Just before the Weekly Worker’s summer break, one particular controversy shed light on the real power structures in the ESF office. After a lengthy discussion, the ESF coordinating committee decided that we should organise an ESF float at this year’s Notting Hill carnival - an ideal promotional opportunity before the hundreds of thousands attending the carnival. Only the three Socialist Action members present (and one SWP member, who voted against her own comrades) opposed the action, but the overwhelming majority thought that this should not stop us from taking the decision.

However, when it came to putting down a deposit for the float, the power structures were laid bare. Deborah Dicky, who was declared ESF office manager by the GLA a few weeks ago and who has never attended a single ESF meeting, decided that this was an unnecessary expense - and refused to sign the cheque. Every little expenditure, every update of our website, every leaflet - in short, everything - has to be cleared by Deborah. Money is used to control the event politically.

The role of this mysterious woman has since been criticised at a number of ESF meetings. “This is about the ownership of the ESF,” complained Asad Rehman (who is political adviser to George Galloway and used to be a member of the SWP’s Globalise Resistance). “The ESF in previous years was given public money, but there were never problems like this.” Oscar Reyes from Red Pepper added: “An employee of the GLA cannot simply overturn a decision of the coordinating committee.”

However, both Socialist Action and their on-off allies in the SWP are vigorously defending the current structures, citing the GLA’s financial contribution. The GLA’s donation will of course account for only a part of the overall budget. Another £200,000 or so is supposed to come from the trade unions (though, again, we have not been given any details of this) and another £500,000 is the expected revenue from registrations, stalls and the charge for putting on meetings.

So in fact, ESF participants will be shelling out the biggest financial contribution. And even if Livingstone was to double the GLA’s money, he should still not be allowed to run the whole thing. A donation should be just that - a donation. It should not buy control.

SWP votes against Galloway
For the privilege of being allowed to stay in the inner ESF circle, the SWP has had to make some rather unpleasant compromises with Socialist Action. The latest meeting of the programme group, which selected the 15 ESF plenary speakers from Britain, might well come to haunt them. Blocking with their SA allies on almost every vote (the meeting did not even attempt to employ the normally [ab]used consensus method), the SWP voted for a slate dominated by rightwing trade union bureaucrats and GLA speakers.

Most interestingly, they even voted down - on several occasions - George Galloway. It was perhaps understandable that they voted in favour of their own Lindsey German, when both were put forward to speak at an anti-war meeting.
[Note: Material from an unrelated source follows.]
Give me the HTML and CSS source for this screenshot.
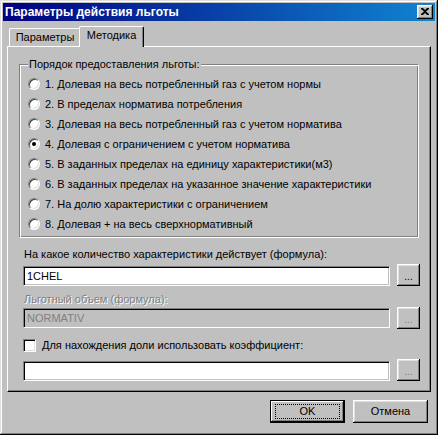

However, they also chose Sinn Féin’s Gerry Adams and even SA’s John Ross over Galloway. Only when he was put forward for the fourth time by Asad Rehman did the SWP vote for him - but then again did not give him their support when the final list of speakers had to be shortened from 29 to 15.
Are we perhaps seeing the first public manifestation of the growing strains that have long troubled Respect? Galloway, historically no big fan of the SWP, is apparently feeling more and more uneasy about Respect’s failure to recruit organisations that could ‘neutralise’ the SWP and make Respect a real coalition.

The SWP leadership, on the other hand, is reportedly unhappy that - while they have to supply the foot soldiers to do the leafleting and canvassing for Respect - Galloway is calling the shots. His infamous interview in the Independent on Sunday, where he spoke out against abortion, did not go down well with many SWP comrades. The fact that the SWP has lost a significant number of members since the beginning of their Respect adventure will have added to its own internal tensions.

When it comes to the ESF, Livingstone’s wishes are the SWP’s commands. So the comrades used their considerable voting strength (roughly 30 of the 70 of those present) to put in place Unison’s Labourite general secretary, Dave Prentis - and against the far more leftwing Mark Serwotka from the civil servants union, PCSU.

We saw them cast their vote for virtual unknowns like Francis O’Grady from the TUC - against Jeremy Dear of the journalists’ union, NUJ. They voted for Gloria Mills (Unison) - and against the more radical Paul Mackney, head of teachers’ union Natfhe. Bob Crow from the RMT is the only left trade unionist who got through.
The SWP went so far as to vote for John Ross, who is a leading member of Socialist Action and draws an annual salary of £111,000 to advise Ken Livingstone on economics. That is his only claim to fame and most ESF activists will never have heard of the bloke. Despite the near-hysterical pressure SA members tried to put on the meeting to elect him, he did not make it onto the final list of 15.

But Lee Jasper did. Livingstone’s adviser on race relations and policing is a staunch promoter of the current policy of multiculturalism and in 2001 even suggested to black Londoners that they set up schools exclusively for the Afro-Caribbean population.

He was heavily involved in excusing the police operation when hundreds of May Day demonstrators were held hostage for over eight hours in London’s Oxford Circus in 2000. In a letter to The Guardian on the day of the protest, he wrote: “The mayor’s message is simple and straightforward: do not attend this demonstration. The Metropolitan Police has huge experience of handling sensitive demonstrations … we are depending on that experience to inform their professionalism today.” He also defends the police’s controversial ‘stop and search’ policy, though he wants it to become “fairer” and “more regulated”. Now this friend of the Met will be one of the ESF’s 15 speakers from Britain.

STOP PRESS
The latest meeting of the coordinating committee on September 2 decided to “not to endorse” the list of 15 speakers for plenary sessions from Britain. This follows a letter of complaint signed by various NGOs (including Oxfam and Greenpeace), which expressed concern that only two of the 15 were from an NGO background. They also complained about the method by which speakers were chosen and criticised more generally the “lack of transparency and openness in the UK process”.

The withdrawal of all speakers, as suggested by the SWP and GLA/Socialist Action, is clearly an attempt at damage limitation just two days before the international ESF assembly in Brussels. But it is questionable whether another, similar confrontation can be avoided. As long as the event remains under the total control of London mayor Ken Livingstone, participants will always be fighting for more space for themselves.